::: GIVEN INFORMATION :::

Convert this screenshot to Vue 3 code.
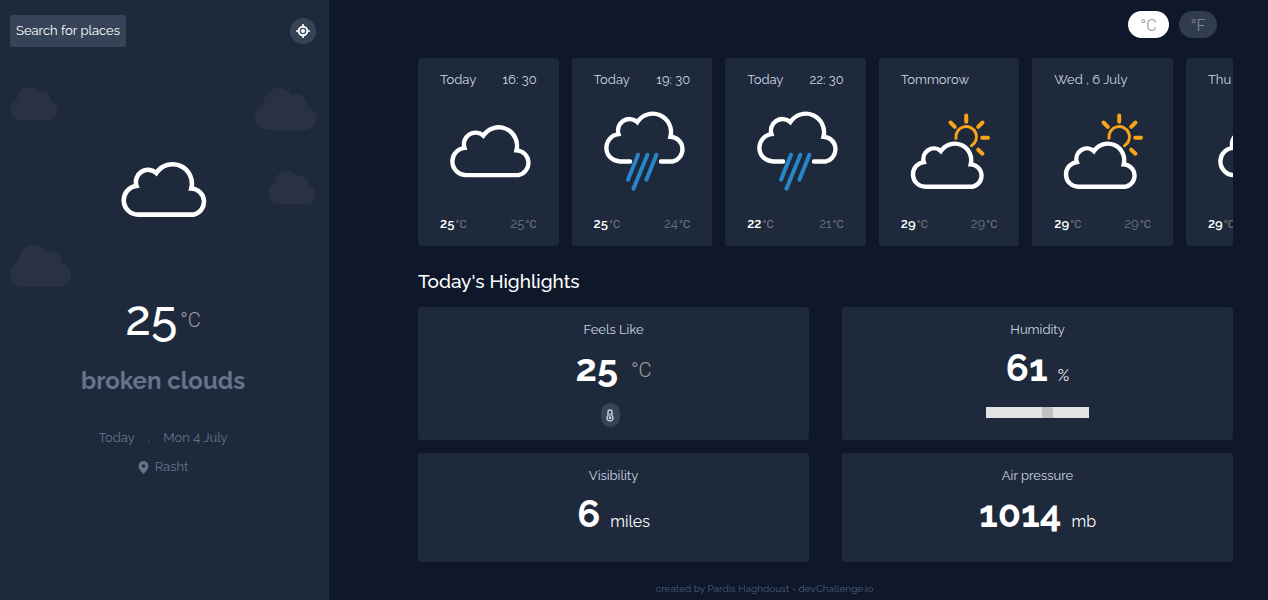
<script setup>
import { ref } from 'vue'

const unit = ref('C')
const humidity = ref(61)

const forecast = [
  { day: 'Today', time: '16: 30', icon: 'cloud', max: 25, min: 25 },
  { day: 'Today', time: '19: 30', icon: 'rain', max: 25, min: 24 },
  { day: 'Today', time: '22: 30', icon: 'rain', max: 22, min: 21 },
  { day: 'Tommorow', time: '', icon: 'sun', max: 29, min: 29 },
  { day: 'Wed , 6 July', time: '', icon: 'sun', max: 29, min: 29 },
  { day: 'Thu , 7 July', time: '', icon: 'cloud', max: 29, min: 28 },
]

const cloudPath =
  'M16 53.7A14.2 14.2 0 0 1 14 25.4A12 12 0 0 1 33.5 12.8A19 19 0 0 1 67.8 28A13 13 0 0 1 70 53.7'
</script>

<template>
  <div class="app">
    <aside class="sidebar">
      <svg v-for="n in 4" :key="n" class="backdrop" :class="'backdrop-' + n" viewBox="0 0 61 42" aria-hidden="true">
        <circle cx="24" cy="15.3" r="15.3" />
        <circle cx="41.7" cy="15.7" r="9.7" />
        <rect x="0" y="15.3" width="44" height="26.7" rx="13.3" />
        <rect x="20" y="18" width="41" height="24" rx="12" />
      </svg>

      <header class="side-head">
        <button class="search" type="button">Search for places</button>
        <button class="locate" type="button" aria-label="Use my location">
          <svg viewBox="0 0 14 14" width="14" height="14">
            <circle cx="7" cy="7" r="4.3" fill="none" stroke="#fff" stroke-width="2" />
            <circle cx="7" cy="7" r="2.1" fill="#fff" />
            <path d="M7 0v2.5M7 11.5V14M0 7h2.5M11.5 7H14" stroke="#fff" stroke-width="1.6" />
          </svg>
        </button>
      </header>

      <section class="current">
        <svg class="current-icon" viewBox="0 0 83 56" width="87" height="57" aria-hidden="true">
          <path :d="cloudPath + 'Z'" class="outline" />
        </svg>
        <p class="current-temp">25<span class="deg">°C</span></p>
        <h1 class="condition">broken clouds</h1>
        <p class="date"><span>Today</span><span>.</span><span>Mon 4 July</span></p>
        <p class="place">
          <svg viewBox="0 0 10 13" width="11" height="13" aria-hidden="true">
            <path fill-rule="evenodd" d="M5 0a5 5 0 0 1 5 5c0 3.400-5 8-5 8S0 8.400 0 5a5 5 0 0 1 5-5zm0 3.200a1.800 1.800 0 1 0 0 3.600 1.800 1.800 0 0 0 0-3.600z" fill="#64748b" />
          </svg>
          <span>Rasht</span>
        </p>
      </section>
    </aside>

    <main class="main">
      <div class="units">
        <button type="button" class="unit unit-c" :class="{ active: unit === 'C' }" @click="unit = 'C'">°C</button>
        <button type="button" class="unit unit-f" :class="{ active: unit === 'F' }" @click="unit = 'F'">°F</button>
      </div>

      <section class="forecast" aria-label="Forecast">
        <article v-for="(item, i) in forecast" :key="i" class="day">
          <div class="day-row"><span>{{ item.day }}</span><span>{{ item.time }}</span></div>
          <svg class="day-icon" viewBox="0 0 90 84" width="90" height="84" aria-hidden="true">
            <g v-if="item.icon === 'cloud'" transform="translate(5 14.300) scale(.965)">
              <path :d="cloudPath + 'Z'" class="outline" />
            </g>
            <template v-else-if="item.icon === 'rain'">
              <g transform="translate(5 .700) scale(.965)">
                <path :d="cloudPath.replace('M16 53.7', 'M26 53.7H16') + 'H58'" class="outline" />
              </g>
              <path class="drops" d="M38 45.700l-10 25M47.400 45.700l-14 34M56.400 45.700l-10 25" />
            </template>
            <template v-else>
              <g transform="translate(4.700 31) scale(.87)">
                <path :d="cloudPath + 'Z'" class="outline thick" />
              </g>
              <path class="rays" d="M59.200 6.500v6.300M43.500 13.500l4.300 4.300M75.500 13.500l-4.300 4.300M75.200 28.700H81M71.200 40.700l4.300 4" />
              <path class="sun" d="M49 29.200a10.300 10.300 0 1 1 15.500 7.500" />
            </template>
          </svg>
          <div class="day-row">
            <span class="max">{{ item.max }}<span class="deg-small">°C</span></span>
            <span class="min">{{ item.min }}<span class="deg-small">°C</span></span>
          </div>
        </article>
      </section>

      <h2 class="title">Today's Highlights</h2>

      <section class="highlights">
        <article class="card">
          <h3>Feels Like</h3>
          <p class="value spaced"><strong>25</strong><span class="deg">°C</span></p>
          <span class="thermo">
            <svg viewBox="0 0 8 13" width="8" height="13" aria-hidden="true">
              <path d="M2 6.800V3a2 2 0 0 1 4 0v3.800a3 3 0 1 1-4 0z" fill="none" stroke="#cbd5e1" stroke-width="1.400" />
              <path d="M4 4v5" stroke="#cbd5e1" stroke-width="1" />
              <circle cx="4" cy="9" r="1.300" fill="#cbd5e1" />
            </svg>
          </span>
        </article>
        <article class="card">
          <h3><label for="humidity">Humidity</label></h3>
          <p class="value"><strong>61</strong><span>%</span></p>
          <input id="humidity" v-model="humidity" class="range" type="range" min="0" max="100" />
        </article>
        <article class="card">
          <h3>Visibility</h3>
          <p class="value"><strong>6</strong><span>miles</span></p>
        </article>
        <article class="card">
          <h3>Air pressure</h3>
          <p class="value"><strong>1014</strong><span>mb</span></p>
        </article>
      </section>

      <footer class="footer">created by Pardis Haghdoust - devChallenge.io</footer>
    </main>
  </div>
</template>

<style>
body {
  background: #0f172a;
}
</style>

<style scoped>
.app {
  display: flex;
  min-height: 100vh;
  background: #0f172a;
  color: #fff;
  font-family: Raleway, Lato, 'Open Sans', sans-serif;
  font-size: 13px;
  line-height: 20px;
}
p, h1, h2, h3 {
  margin: 0;
}
button {
  border: 0;
  padding: 0;
  font: inherit;
  cursor: pointer;
}
svg {
  display: block;
}
.outline {
  fill: none;
  stroke: #fff;
  stroke-width: 4.5;
  stroke-linecap: round;
}
.outline.thick {
  stroke-width: 5;
}
.drops, .rays, .sun {
  fill: none;
  stroke: #2885c7;
  stroke-width: 4;
  stroke-linecap: round;
}
.rays, .sun {
  stroke: #f9a51a;
}
.sun {
  stroke-width: 3;
}

.sidebar {
  position: relative;
  flex: 0 0 25.95%;
  box-sizing: border-box;
  padding: 15px 13px 0 10px;
  background: #1e293b;
}
.backdrop {
  position: absolute;
  width: 61px;
  fill: #283243;
}
.backdrop-1 { left: 10px; top: 87px; width: 48px; }
.backdrop-2 { right: 13px; top: 88px; }
.backdrop-3 { right: 13px; top: 171px; width: 48px; }
.backdrop-4 { left: 10px; top: 245px; }
.side-head {
  display: flex;
  justify-content: space-between;
  align-items: center;
}
.search {
  padding: 0 6px;
  height: 32px;
  border-radius: 2px;
  background: #374357;
  color: #fff;
}
.locate {
  display: grid;
  place-items: center;
  width: 26px;
  height: 26px;
  border-radius: 50%;
  background: #374357;
}
.current {
  position: relative;
  display: flex;
  flex-direction: column;
  align-items: center;
  padding-top: 113px;
  color: #64748b;
}
.current-icon {
  margin-left: 2px;
}
.current-temp {
  display: flex;
  align-items: center;
  gap: 3px;
  margin-top: 76px;
  font-size: 48px;
  font-weight: 500;
  line-height: 50px;
  color: #fff;
}
.deg {
  padding-top: 4px;
  font-family: Roboto, sans-serif;
  font-weight: 300;
  font-size: 20px;
  line-height: 24px;
  color: #a0a0a0;
}
.condition {
  margin-top: 23px;
  font-size: 24px;
  line-height: 30px;
}
.date {
  display: flex;
  gap: 13px;
  margin-top: 32px;
}
.place {
  display: flex;
  align-items: center;
  gap: 6px;
  margin-top: 9px;
}

.main {
  flex: 1;
  min-width: 0;
  padding: 11px 35px 0 89px;
}
.units {
  display: flex;
  justify-content: flex-end;
  gap: 10px;
  padding-right: 16px;
}
.unit {
  width: 38px;
  height: 27px;
  padding-top: 2px;
  border-radius: 14px;
  background: #323c50;
  color: #8b8b8b;
  font-family: Roboto, sans-serif;
  font-weight: 300;
  font-size: 16px;
}
.unit-c {
  width: 41px;
}
.unit.active {
  background: #fff;
}
.forecast {
  display: flex;
  gap: 13px;
  margin-top: 20px;
  overflow: hidden;
}
.day {
  flex: 0 0 17.25%;
  box-sizing: border-box;
  padding: 12px 22px;
  border-radius: 3px;
  background: #1e293b;
  color: #cbd5e1;
}
.day-row {
  display: flex;
  justify-content: space-between;
  height: 20px;
  white-space: nowrap;
}
.day-icon {
  margin: 19px 0 21px 6px;
}
.max {
  font-weight: 600;
  color: #fff;
}
.min {
  color: #64748b;
}
.deg-small {
  margin-left: 1px;
  font-family: Roboto, sans-serif;
  font-weight: 400;
  font-size: 11px;
  color: #7c7f86;
}
.title {
  margin-top: 23px;
  font-size: 19px;
  font-weight: 500;
  line-height: 24px;
}
.highlights {
  display: grid;
  grid-template-columns: 1fr 1fr;
  grid-template-rows: 133px 109px;
  gap: 13px 33px;
  margin-top: 14px;
}
.card {
  display: flex;
  flex-direction: column;
  align-items: center;
  padding-top: 13px;
  border-radius: 3px;
  background: #1e293b;
}
.card h3 {
  font-size: 13px;
  font-weight: 400;
  color: #cbd5e1;
}
.value {
  display: flex;
  align-items: baseline;
  gap: 10px;
  margin-top: 8px;
  font-size: 16px;
  line-height: 40px;
}
.value strong {
  font-size: 38px;
  font-weight: 700;
}
.value.spaced {
  align-items: center;
  gap: 13px;
}
.thermo {
  display: grid;
  place-items: center;
  width: 19px;
  height: 24px;
  margin: 15px 7px 0 0;
  border-radius: 10px;
  background: #374357;
}
.range {
  appearance: none;
  width: 103px;
  height: 11px;
  margin: 11px 0 0;
  background: #e4e4e4;
}
.range::-webkit-slider-thumb {
  appearance: none;
  width: 11px;
  height: 11px;
  background: #c2c2c2;
}
.footer {
  margin-top: 17px;
  padding-right: 122px;
  text-align: center;
  font-size: 10px;
  color: #4b5d7a;
}
</style>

:::

= WHAT YOU NEED TO DO =
Restate only the lines running from the start of the material above through the line containing "const humidity = ref(61)", ends included. No pictures.

= ANSWER TO THIS EXERCISE =
Convert this screenshot to Vue 3 code.
<script setup>
import { ref } from 'vue'

const unit = ref('C')
const humidity = ref(61)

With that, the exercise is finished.